**Exercise prompt:** Scan the data for "React" and copy the lines it appears in.

** start Supplied material **

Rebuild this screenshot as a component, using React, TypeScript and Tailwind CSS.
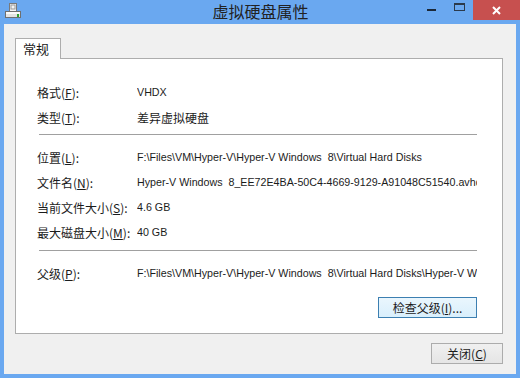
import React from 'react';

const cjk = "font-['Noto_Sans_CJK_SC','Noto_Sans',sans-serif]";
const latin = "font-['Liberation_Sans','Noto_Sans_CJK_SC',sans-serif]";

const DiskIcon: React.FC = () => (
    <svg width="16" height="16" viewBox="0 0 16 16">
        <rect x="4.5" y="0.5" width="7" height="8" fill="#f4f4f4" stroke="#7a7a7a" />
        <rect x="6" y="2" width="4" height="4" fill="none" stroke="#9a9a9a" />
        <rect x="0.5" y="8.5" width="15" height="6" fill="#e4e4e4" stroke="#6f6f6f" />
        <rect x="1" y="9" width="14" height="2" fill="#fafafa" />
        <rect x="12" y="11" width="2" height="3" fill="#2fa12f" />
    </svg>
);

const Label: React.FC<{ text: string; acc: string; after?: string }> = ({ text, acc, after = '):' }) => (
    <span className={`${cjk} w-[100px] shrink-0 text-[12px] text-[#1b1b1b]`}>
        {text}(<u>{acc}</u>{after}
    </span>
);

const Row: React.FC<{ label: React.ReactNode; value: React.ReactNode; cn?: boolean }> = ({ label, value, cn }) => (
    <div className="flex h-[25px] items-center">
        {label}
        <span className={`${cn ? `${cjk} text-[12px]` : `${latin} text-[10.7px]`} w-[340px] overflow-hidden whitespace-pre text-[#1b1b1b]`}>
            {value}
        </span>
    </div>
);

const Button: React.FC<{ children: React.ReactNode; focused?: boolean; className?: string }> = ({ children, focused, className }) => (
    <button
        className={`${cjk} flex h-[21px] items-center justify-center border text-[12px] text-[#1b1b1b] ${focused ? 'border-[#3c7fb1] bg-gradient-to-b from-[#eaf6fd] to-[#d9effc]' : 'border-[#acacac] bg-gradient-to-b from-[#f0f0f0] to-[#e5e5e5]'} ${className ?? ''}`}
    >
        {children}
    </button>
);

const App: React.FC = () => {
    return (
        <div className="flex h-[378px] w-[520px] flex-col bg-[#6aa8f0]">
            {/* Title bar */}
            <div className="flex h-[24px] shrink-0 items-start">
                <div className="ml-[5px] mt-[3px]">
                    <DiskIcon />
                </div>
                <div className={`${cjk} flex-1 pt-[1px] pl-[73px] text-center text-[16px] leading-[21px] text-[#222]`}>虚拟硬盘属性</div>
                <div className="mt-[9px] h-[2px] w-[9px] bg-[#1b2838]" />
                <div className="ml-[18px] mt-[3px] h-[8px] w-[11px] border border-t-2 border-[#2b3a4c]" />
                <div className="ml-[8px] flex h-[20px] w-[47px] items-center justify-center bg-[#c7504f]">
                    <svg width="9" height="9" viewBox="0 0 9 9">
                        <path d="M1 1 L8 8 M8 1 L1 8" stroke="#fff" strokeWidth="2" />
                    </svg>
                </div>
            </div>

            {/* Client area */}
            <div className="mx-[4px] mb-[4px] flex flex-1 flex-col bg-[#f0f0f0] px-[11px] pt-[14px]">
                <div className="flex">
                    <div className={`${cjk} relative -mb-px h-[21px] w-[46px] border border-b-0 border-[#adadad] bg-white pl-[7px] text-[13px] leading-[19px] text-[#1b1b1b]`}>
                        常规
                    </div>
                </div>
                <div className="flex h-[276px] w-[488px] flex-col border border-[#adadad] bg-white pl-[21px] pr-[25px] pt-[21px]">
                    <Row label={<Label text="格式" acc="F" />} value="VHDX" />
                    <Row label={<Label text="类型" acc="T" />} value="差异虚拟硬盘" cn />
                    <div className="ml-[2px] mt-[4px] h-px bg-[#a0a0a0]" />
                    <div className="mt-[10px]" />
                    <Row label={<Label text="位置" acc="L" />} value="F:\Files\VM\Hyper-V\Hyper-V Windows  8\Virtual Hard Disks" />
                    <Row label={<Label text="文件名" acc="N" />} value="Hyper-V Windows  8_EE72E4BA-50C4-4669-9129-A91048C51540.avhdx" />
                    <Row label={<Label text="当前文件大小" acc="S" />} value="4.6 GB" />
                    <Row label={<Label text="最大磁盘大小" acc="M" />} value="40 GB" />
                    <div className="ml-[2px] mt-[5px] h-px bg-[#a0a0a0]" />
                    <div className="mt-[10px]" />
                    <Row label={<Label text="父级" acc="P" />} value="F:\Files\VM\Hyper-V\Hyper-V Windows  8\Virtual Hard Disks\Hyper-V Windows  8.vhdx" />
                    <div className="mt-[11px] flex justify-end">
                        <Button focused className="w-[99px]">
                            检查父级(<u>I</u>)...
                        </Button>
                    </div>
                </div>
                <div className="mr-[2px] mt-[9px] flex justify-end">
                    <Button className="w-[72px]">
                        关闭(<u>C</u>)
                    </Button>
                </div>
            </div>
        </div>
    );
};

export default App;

** end Supplied material **

**Correct result:**
Rebuild this screenshot as a component, using React, TypeScript and Tailwind CSS.
import React from 'react';
const DiskIcon: React.FC = () => (
const Label: React.FC<{ text: string; acc: string; after?: string }> = ({ text, acc, after = '):' }) => (
const Row: React.FC<{ label: React.ReactNode; value: React.ReactNode; cn?: boolean }> = ({ label, value, cn }) => (
const Button: React.FC<{ children: React.ReactNode; focused?: boolean; className?: string }> = ({ children, focused, className }) => (
const App: React.FC = () => {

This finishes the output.